Given that this prequel serves no purpose outside of the synopsis, is it worth watching as a stand alone special?
The story is horrendous stand alone. There is no story. The art again conflicts with the atmosphere of the special. The sound is okay. The characters are well written, but not moreso than the main series. The only thing it has going for itself is that it's really short. If it was at least some Karate Kid kind of episode where it showed a lot of training and struggling as well as a gradual hardening of character, it would be worth watching, because then it would exactly answer our two questions above. But just the simple fact that it does neither, as well as being lackluster in itself is enough to warrant a skip.
For fans of Kino’s Journey, Life Goes On is a welcome addition.
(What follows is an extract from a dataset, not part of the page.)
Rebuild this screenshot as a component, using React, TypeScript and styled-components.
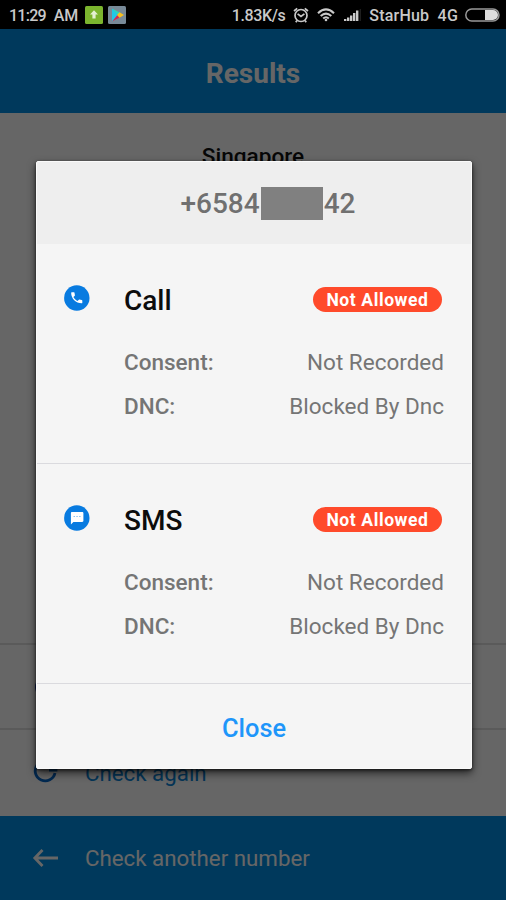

It’s a cute, engaging story that reveals how Kino got her traveler’s outfit and remarkable skills, expands upon two important secondary characters, Shishou and the older Kino, and focuses on Kino’s guilt over the death of the older Kino. It also has a bit of action, humor, and a suspenseful, darker climax.
As a prequel, the film isn’t bad but it leaves something to be desired. How did Kino and Shishou meet, and why does Shishou make Kino (and everyone else) call her Master? When and why did Kino decide to leave Shishou? If
Life Goes On were actually a movie, maybe it would have had the time to answer these and other questions. At just under 30 minutes, it’s more like another episode, but unlike other episodes, it fails to raise any interesting cultural issues. For better or worse, it’s just a collection of events from Kino’s childhood, with little expository or intellectual value.
Given the dearth of Kino’s Journey anime, fans should certainly check Life Goes On out. It’s a good story, and of course, it’s more Kino. Just don’t expect to find any big answers or profound messages. For those who haven’t seen Kino’s Journey and are looking for a good starting place, the “Tower Country” OVA (Episode 00) is a better choice as it’s more representative of the series.